===== RECORDS SUPPLIED

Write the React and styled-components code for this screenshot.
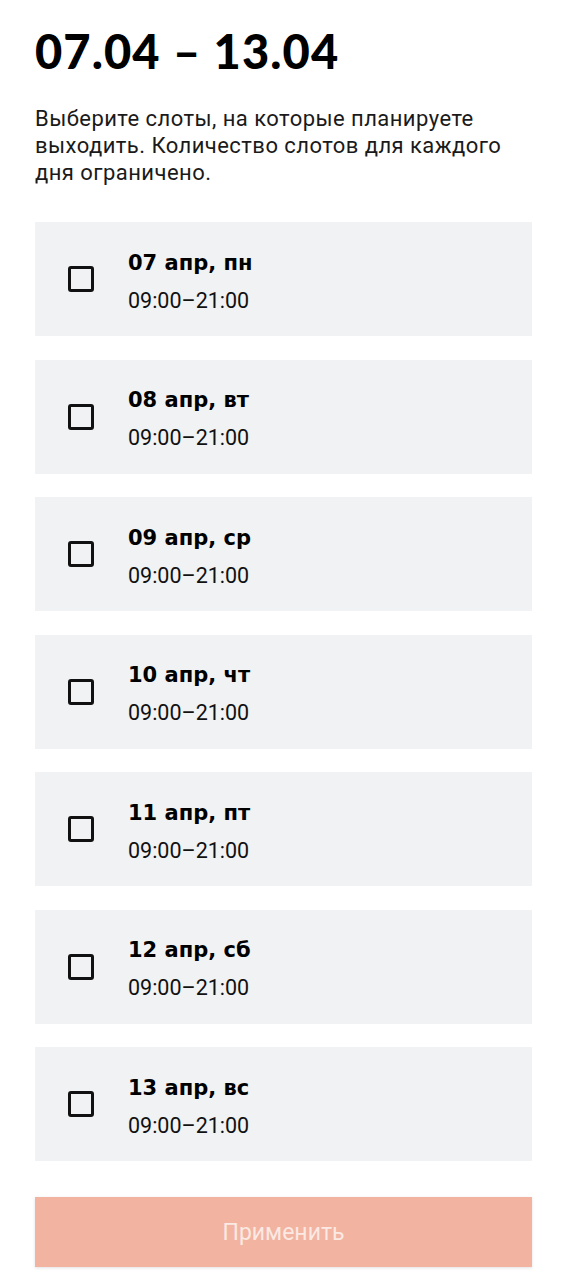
import React, { useState } from 'react'
import styled, { createGlobalStyle } from 'styled-components'

const GlobalStyle = createGlobalStyle`
  html, body {
    margin: 0;
    padding: 0;
    background: #fff;
  }
  body {
    font-family: Roboto, "Liberation Sans", Arial, sans-serif;
    color: #111;
  }
`

const days = [
  '07 апр, пн',
  '08 апр, вт',
  '09 апр, ср',
  '10 апр, чт',
  '11 апр, пт',
  '12 апр, сб',
  '13 апр, вс',
]

function App() {
  const [checked, setChecked] = useState({})

  const toggle = (i) => setChecked((c) => ({ ...c, [i]: !c[i] }))
  const anyChecked = Object.values(checked).some(Boolean)

  return (
    <Page>
      <GlobalStyle />
      <Title>07.04 – 13.04</Title>
      <Description>
        Выберите слоты, на которые планируете выходить. Количество слотов для каждого
        дня ограничено.
      </Description>
      <SlotList>
        {days.map((day, i) => (
          <Slot key={day} onClick={() => toggle(i)}>
            <Checkbox checked={!!checked[i]} />
            <SlotText>
              <SlotDay>{day}</SlotDay>
              <SlotTime>09:00–21:00</SlotTime>
            </SlotText>
          </Slot>
        ))}
      </SlotList>
      <ApplyButton disabled={!anyChecked}>Применить</ApplyButton>
    </Page>
  )
}

const Page = styled.div`
  padding: 23px 35px 12px;
  display: flex;
  flex-direction: column;
`

const Title = styled.h1`
  margin: 0;
  font-family: Lato, "Noto Sans", sans-serif;
  font-weight: 900;
  font-size: 47px;
  line-height: 56px;
  letter-spacing: 1.1px;
  color: #000;
`

const Description = styled.p`
  margin: 26px 0 0;
  font-size: 22px;
  line-height: 27px;
  letter-spacing: 0.45px;
  color: #1a1a1a;
`

const SlotList = styled.div`
  margin-top: 36px;
  display: flex;
  flex-direction: column;
  gap: 23.5px;
`

const Slot = styled.div`
  height: 114px;
  background: #f0f2f4;
  display: flex;
  align-items: center;
  padding-left: 33px;
  cursor: pointer;
`

const Checkbox = styled.span`
  box-sizing: border-box;
  width: 26px;
  height: 26px;
  border: 3px solid #111;
  border-radius: 3px;
  background: ${(p) => (p.checked ? '#111' : 'transparent')};
  flex-shrink: 0;
`

const SlotText = styled.div`
  margin-left: 34px;
  padding-top: 5px;
  display: flex;
  flex-direction: column;
  gap: 12px;
`

const SlotDay = styled.div`
  font-family: "DejaVu Sans", Lato, sans-serif;
  font-weight: 700;
  font-size: 21px;
  line-height: 26px;
  color: #000;
`

const SlotTime = styled.div`
  font-size: 21.5px;
  line-height: 26px;
  color: #111;
`

const ApplyButton = styled.button`
  margin-top: 36px;
  height: 70px;
  border: none;
  background: #f2b3a0;
  color: #fbe9e3;
  font-family: Roboto, "Liberation Sans", sans-serif;
  font-size: 23px;
  box-shadow: 0 1px 3px rgba(0, 0, 0, 0.12);
  cursor: ${(p) => (p.disabled ? 'default' : 'pointer')};
`

export default App
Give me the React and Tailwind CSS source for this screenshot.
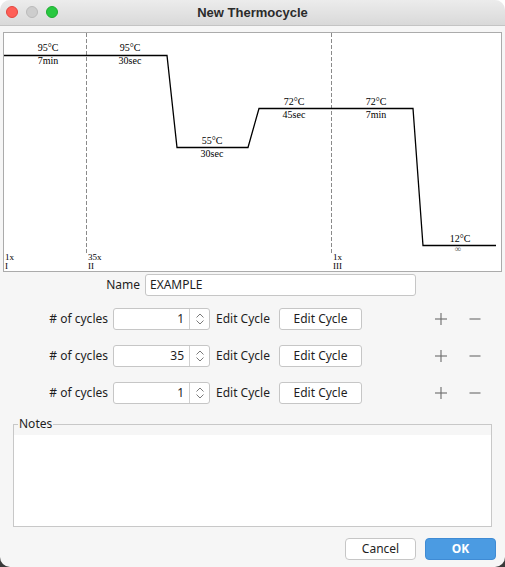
import React from 'react';

const SERIF = { fontFamily: '"Liberation Serif", "Times New Roman", serif' };

function Chart() {
  const labels = [
    { x: 48, t: '95°C', b: '7min', y: 50 },
    { x: 130, t: '95°C', b: '30sec', y: 50 },
    { x: 212, t: '55°C', b: '30sec', y: 143 },
    { x: 294, t: '72°C', b: '45sec', y: 104 },
    { x: 376, t: '72°C', b: '7min', y: 104 },
  ];
  const stages = [
    { x: 5, n: '1x', r: 'I' },
    { x: 88, n: '35x', r: 'II' },
    { x: 333, n: '1x', r: 'III' },
  ];
  return (
    <div className="mx-[3px] mt-[6px] h-[240px] border border-[#ababab] bg-white">
      <svg width="495" height="238" viewBox="4 32 495 238" style={SERIF} fontSize="10">
        <line x1="86.5" y1="32" x2="86.5" y2="252" stroke="#8a8a8a" strokeDasharray="4 2" />
        <line x1="331.5" y1="32" x2="331.5" y2="252" stroke="#8a8a8a" strokeDasharray="4 2" />
        <polyline
          points="4,54.5 167,54.5 177,146.5 248,146.5 259,107.5 413,107.5 423,244.5 496,244.5"
          fill="none"
          stroke="#000"
          strokeWidth="1.3"
        />
        {labels.map((l, i) => (
          <g key={i} textAnchor="middle" fill="#000">
            <text x={l.x} y={l.y}>{l.t}</text>
            <text x={l.x} y={l.y + 13}>{l.b}</text>
          </g>
        ))}
        <text x="460" y="241" textAnchor="middle">12°C</text>
        <text x="458" y="251" textAnchor="middle" fontSize="9" fill="#555">∞</text>
        {stages.map((s, i) => (
          <g key={i} fontSize="9">
            <text x={s.x} y="259">{s.n}</text>
            <text x={s.x} y="268">{s.r}</text>
          </g>
        ))}
      </svg>
    </div>
  );
}

function Spinner({ value }) {
  return (
    <div className="flex h-[22px] w-[97px] rounded-[3px] border border-[#c6c6c6] bg-white">
      <div className="flex-1 pr-[5px] text-right leading-[20px]">{value}</div>
      <div className="flex w-[20px] items-center justify-center border-l border-[#d0d0d0]">
        <svg width="10" height="14" viewBox="0 0 10 14" fill="none" stroke="#7a7a7a" strokeWidth="1">
          <polyline points="1.5,5.5 5,2 8.5,5.5" />
          <polyline points="1.5,8.5 5,12 8.5,8.5" />
        </svg>
      </div>
    </div>
  );
}

function CycleRow({ value }) {
  return (
    <div className="flex h-[22px] items-center">
      <div className="w-[108px] text-right">{'# of cycles'}</div>
      <div className="ml-[5px]">
        <Spinner value={value} />
      </div>
      <div className="ml-[6px] w-[63px]">Edit Cycle</div>
      <button className="h-[22px] w-[83px] rounded-[3px] border border-[#c6c6c6] bg-white leading-[20px]">
        Edit Cycle
      </button>
      <div className="ml-[72px] flex items-center">
        <svg width="14" height="14" viewBox="0 0 14 14" stroke="#6b6b6b" strokeWidth="1.1">
          <line x1="7" y1="1" x2="7" y2="13" />
          <line x1="1" y1="7" x2="13" y2="7" />
        </svg>
        <svg className="ml-[21px]" width="12" height="14" viewBox="0 0 12 14" stroke="#6b6b6b" strokeWidth="1.1">
          <line x1="0.5" y1="7" x2="11.5" y2="7" />
        </svg>
      </div>
    </div>
  );
}

export default function App() {
  return (
    <div className="h-[567px] w-[505px] bg-[linear-gradient(to_bottom,#ffffff_50%,#3a3a3a_50%)]">
      <div
        className="flex h-[567px] w-[505px] flex-col overflow-hidden rounded-[10px] bg-[#f6f6f6] text-[12px] text-[#1e1e1e]"
        style={{ fontFamily: '"Noto Sans", "Open Sans", sans-serif' }}
      >
        {/* Title bar */}
        <div className="relative flex h-[26px] items-center justify-center border-b border-[#c4c4c4] bg-[linear-gradient(to_bottom,#ececec,#d9d9d9)]">
          <div className="absolute left-[6px] top-[6px] flex gap-[8px]">
            <span className="h-[12px] w-[12px] rounded-full bg-[#fe5f57] border border-[#e2463f]" />
            <span className="h-[12px] w-[12px] rounded-full bg-[#cdcdcd] border border-[#bababa]" />
            <span className="h-[12px] w-[12px] rounded-full bg-[#28c840] border border-[#1eab31]" />
          </div>
          <div
            className="text-[13px] font-bold text-[#2b2b2b]"
            style={{ fontFamily: '"Liberation Sans", Arial, sans-serif' }}
          >
            New Thermocycle
          </div>
        </div>

        <Chart />

        {/* Name */}
        <div className="mt-[2px] flex h-[22px] items-center">
          <div className="w-[140px] text-right">Name</div>
          <div className="ml-[5px] h-[22px] w-[271px] rounded-[3px] border border-[#c6c6c6] bg-white pl-[4px] leading-[20px]">
            EXAMPLE
          </div>
        </div>

        <div className="mt-[12px] flex flex-col gap-[15px]">
          <CycleRow value="1" />
          <CycleRow value="35" />
          <CycleRow value="1" />
        </div>

        {/* Notes */}
        <div className="relative mx-[13px] mt-[20px] h-[103px] border border-[#c8c8c8] pt-[10px]">
          <div className="absolute left-[4px] top-[-9px] bg-[#f6f6f6] px-[1px] text-[12px] leading-[16px]">Notes</div>
          <div className="h-full w-full bg-white" />
        </div>

        {/* Buttons */}
        <div className="mt-[11px] flex justify-end gap-[9px] pr-[9px]">
          <button className="h-[22px] w-[71px] rounded-[4px] border border-[#c6c6c6] bg-white leading-[20px]">
            Cancel
          </button>
          <button className="h-[22px] w-[71px] rounded-[4px] border border-[#3f8bd4] bg-[#4b9be2] font-bold leading-[20px] text-white">
            OK
          </button>
        </div>
      </div>
    </div>
  );
}
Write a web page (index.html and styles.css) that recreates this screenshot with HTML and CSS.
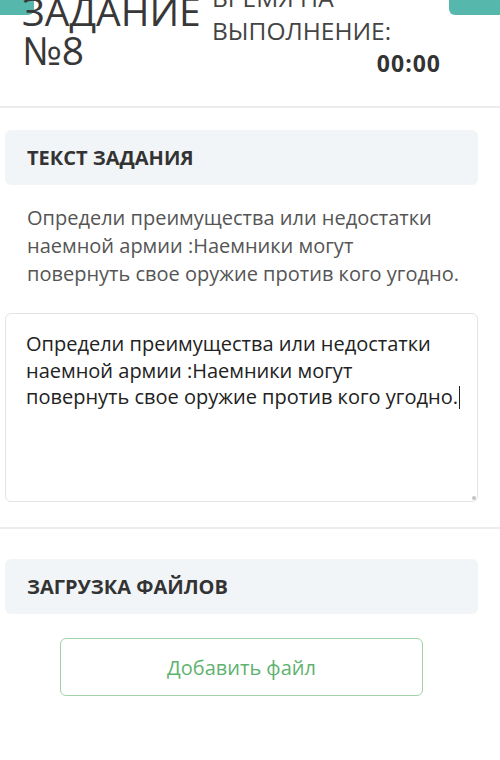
FILE: index.html
```html
<!DOCTYPE html>
<html lang="ru">
<head>
<meta charset="utf-8">
<title>Задание №8</title>
<link rel="stylesheet" href="styles.css">
</head>
<body>
<div class="page">
  <div class="tab tab-left"></div>
  <div class="tab tab-right"></div>
  <header class="header">
    <h1 class="title">ЗАДАНИЕ<br>№8</h1>
    <div class="timer">
      <div class="timer-label">ВРЕМЯ НА<br>ВЫПОЛНЕНИЕ:</div>
      <div class="timer-value">00:00</div>
    </div>
  </header>
  <section class="section">
    <div class="section-head">ТЕКСТ ЗАДАНИЯ</div>
    <p class="task-text">Определи преимущества или недостатки<br>наемной армии :Наемники могут<br>повернуть свое оружие против кого угодно.</p>
    <div class="answer">Определи преимущества или недостатки<br>наемной армии :Наемники могут<br>повернуть свое оружие против кого угодно.<span class="caret"></span></div>
  </section>
  <section class="section section-files">
    <div class="section-head">ЗАГРУЗКА ФАЙЛОВ</div>
    <button class="add-file" type="button">Добавить файл</button>
  </section>
</div>
</body>
</html>
```

FILE: styles.css
```css
html, body {
  margin: 0;
  padding: 0;
  background: #ffffff;
}
body {
  font-family: "Open Sans", "DejaVu Sans", sans-serif;
  color: #333333;
  overflow: hidden;
}
.page {
  position: relative;
  width: 500px;
  height: 760px;
  overflow: hidden;
}
.tab {
  position: absolute;
  top: 0;
  height: 15px;
  background: #56b8ad;
  z-index: 0;
}
.tab-left {
  left: 0;
  width: 34px;
  border-bottom-right-radius: 6px;
}
.tab-right {
  right: 0;
  width: 51px;
  border-bottom-left-radius: 6px;
}
.header {
  position: relative;
  z-index: 1;
  display: flex;
  height: 106px;
  padding-left: 22px;
  border-bottom: 2px solid #ececec;
}
.title {
  margin: -9px 0 0 0;
  width: 190px;
  flex: none;
  font-size: 39px;
  line-height: 39px;
  font-weight: 400;
  color: #383838;
  white-space: nowrap;
}
.timer {
  width: 229px;
  flex: none;
  margin-top: -19px;
}
.timer-label {
  font-size: 24.5px;
  line-height: 33px;
  color: #444444;
  white-space: nowrap;
}
.timer-value {
  font-size: 23px;
  line-height: 32px;
  font-weight: 700;
  letter-spacing: 1px;
  text-align: right;
  color: #333333;
}
.section {
  padding-top: 22px;
}
.section-head {
  margin: 0 22px 0 5px;
  height: 55px;
  line-height: 55px;
  padding-left: 22px;
  background: #f2f5f7;
  border-radius: 6px;
  font-size: 20px;
  font-weight: 700;
  color: #333333;
}
.task-text {
  margin: 19px 0 0 27px;
  font-size: 20px;
  line-height: 28px;
  color: #555555;
  white-space: nowrap;
}
.answer {
  position: relative;
  margin: 25px 22px 0 5px;
  height: 189px;
  box-sizing: border-box;
  padding: 17px 20px 0 20px;
  border: 1px solid #e3e3e3;
  border-radius: 6px;
  font-size: 20px;
  line-height: 26.5px;
  color: #222222;
  white-space: nowrap;
}
.answer::after {
  content: "";
  position: absolute;
  right: 1px;
  bottom: 1px;
  width: 4px;
  height: 4px;
  border-radius: 2px;
  background: #c4c4c4;
}
.caret {
  display: inline-block;
  width: 1px;
  height: 23px;
  margin-left: 1px;
  vertical-align: -5px;
  background: #222222;
}
.section-files {
  margin-top: 25px;
  border-top: 2px solid #ececec;
  padding-top: 30px;
}
.add-file {
  display: block;
  margin: 24px 0 0 60px;
  width: 363px;
  height: 58px;
  background: #ffffff;
  border: 1px solid #9fd2a8;
  border-radius: 6px;
  font-family: "Open Sans", "DejaVu Sans", sans-serif;
  font-size: 20px;
  color: #5fb26f;
  cursor: pointer;
}
```
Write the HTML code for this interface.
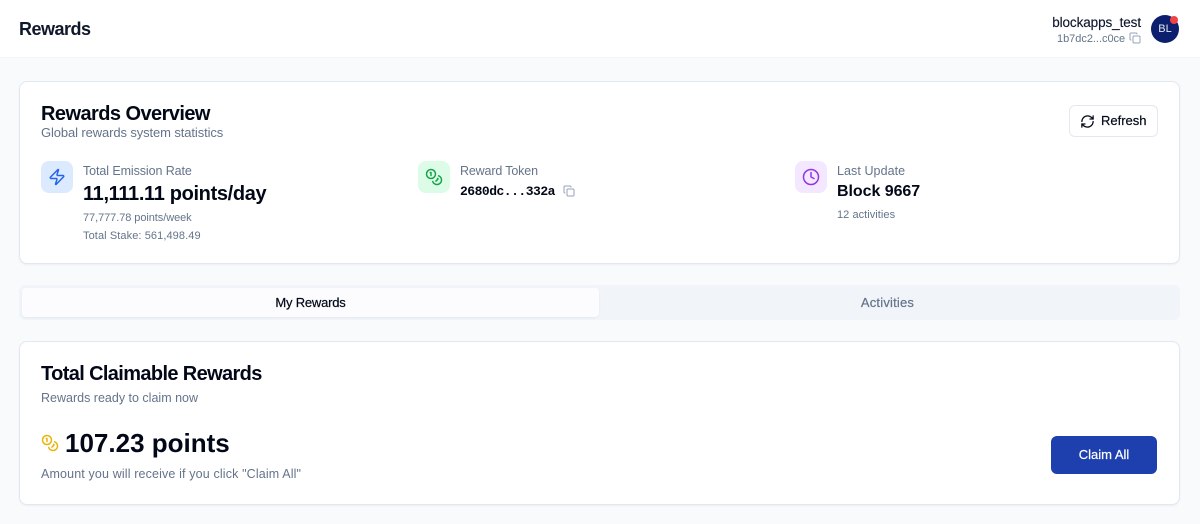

==========

In the entries above, find the line that contains "const anyChecked = Object.values(checked).some(Boolean)", then repeat exactly every line from the first one through that line, with no pictures.

Write the React and styled-components code for this screenshot.
import React, { useState } from 'react'
import styled, { createGlobalStyle } from 'styled-components'

const GlobalStyle = createGlobalStyle`
  html, body {
    margin: 0;
    padding: 0;
    background: #fff;
  }
  body {
    font-family: Roboto, "Liberation Sans", Arial, sans-serif;
    color: #111;
  }
`

const days = [
  '07 апр, пн',
  '08 апр, вт',
  '09 апр, ср',
  '10 апр, чт',
  '11 апр, пт',
  '12 апр, сб',
  '13 апр, вс',
]

function App() {
  const [checked, setChecked] = useState({})

  const toggle = (i) => setChecked((c) => ({ ...c, [i]: !c[i] }))
  const anyChecked = Object.values(checked).some(Boolean)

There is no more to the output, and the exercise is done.